Page 1 of 1
Configuration error....
Posted: Fri Feb 13, 2015 10:51 am
by JakeHatMacys
So our configuration was broken due to someone putting in a custom command:
Error: Host check command 'check_nrpe - CheckCPU' specified for host 'K4285571' is not defined anywhere!
Error: Host check command 'check_nrpe -c TestScript.bat' specified for host 'K4505308' is not defined anywhere!
These commands have been deleted but so have the hosts & the hosts services.... They are not in core anywhere yet still being referenced when applying configuration and they're still shown in XI.
So I went into /usr/local/nagios/etc/ to delete the host's and services .cfg manually as root but they aren't there either... So I'm a bit lost as to how to address this.
Thoughts? (I've even recreated dummy commands named both of the above to see if that'd get me by but didn't work).
Re: Configuration error....
Posted: Fri Feb 13, 2015 10:53 am
by scottwilkerson
What version of XI and OS are you using? There was a bug that would cause this a couple versions ago.
Re: Configuration error....
Posted: Fri Feb 13, 2015 12:59 pm
by JakeHatMacys
scottwilkerson wrote:What version of XI and OS are you using? There was a bug that would cause this a couple versions ago.
I actually upgraded to current XI this morning so
Nagios XI 2014R2.6.
OS is:
Red Hat Enterprise Linux Server release 6.4 (Santiago)
Re: Configuration error....
Posted: Fri Feb 13, 2015 1:41 pm
by lmiltchev
Do you see the same errors:
Error: Host check command 'check_nrpe - CheckCPU' specified for host 'K4285571' is not defined anywhere!
Error: Host check command 'check_nrpe -c TestScript.bat' specified for host 'K4505308' is not defined anywhere!
when you run the Write Config Tool?
CCM->Tools->Write Config Files->Write (check output for errors)->Verify (check output for errors)
If you don't see any config errors, click on the "Delete" button under the "Write Database Configs To File" page, click on "Write", "Verify" and apply configuration.
Re: Configuration error....
Posted: Fri Feb 13, 2015 1:54 pm
by JakeHatMacys
Still getting the error... here's the kicker. It appears the upgrade breaks the config.
I rolled back to the previous version and applied config fine. Then upgraded again, changed nothing.... applied config and same results the config was magically broken.

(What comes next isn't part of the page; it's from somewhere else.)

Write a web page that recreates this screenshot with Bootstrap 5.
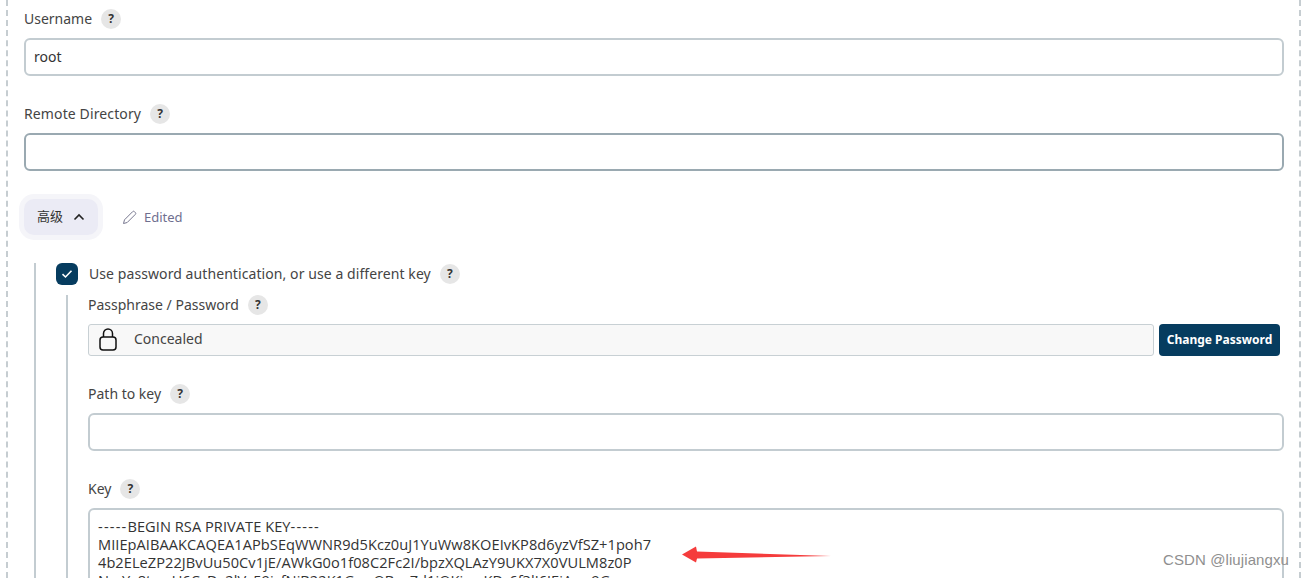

The errors that we were seeing were older commands that I had deleted days ago, so yeah this whole thing is confusing to me.
Re: Configuration error....
Posted: Fri Feb 13, 2015 2:47 pm
by lmiltchev
Still getting the error... here's the kicker. It appears the upgrade breaks the config.
When did you see the error - while running the Write Config Tool or after applying configuration?
I rolled back to the previous version and applied config fine. Then upgraded again, changed nothing....
This doesn't help us troubleshoot the issue. What is the version of XI that you are currently running? If you are running 2014R2.6, run the Write Config Tool and post the output. Also run the following commands from the command line and post the output:
Code: Select all
uname -a
cat /etc/*release
/usr/local/nagios/bin/nagios -v /usr/local/nagios/etc/nagios.cfg
Re: Configuration error....
Posted: Mon Feb 16, 2015 8:34 am
by JakeHatMacys
lmiltchev wrote:Still getting the error... here's the kicker. It appears the upgrade breaks the config.
When did you see the error - while running the Write Config Tool or after applying configuration?
I rolled back to the previous version and applied config fine. Then upgraded again, changed nothing....
This doesn't help us troubleshoot the issue. What is the version of XI that you are currently running? If you are running 2014R2.6, run the Write Config Tool and post the output. Also run the following commands from the command line and post the output:
Code: Select all
uname -a
cat /etc/*release
/usr/local/nagios/bin/nagios -v /usr/local/nagios/etc/nagios.cfg
Code: Select all
$ cat /etc/*release
LSB_VERSION=base-4.0-amd64:base-4.0-noarch:core-4.0-amd64:core-4.0-noarch:graphics-4.0-amd64:graphics-4.0-noarch:printing-4.0-amd64:printing-4.0-noarch
Red Hat Enterprise Linux Server release 6.4 (Santiago)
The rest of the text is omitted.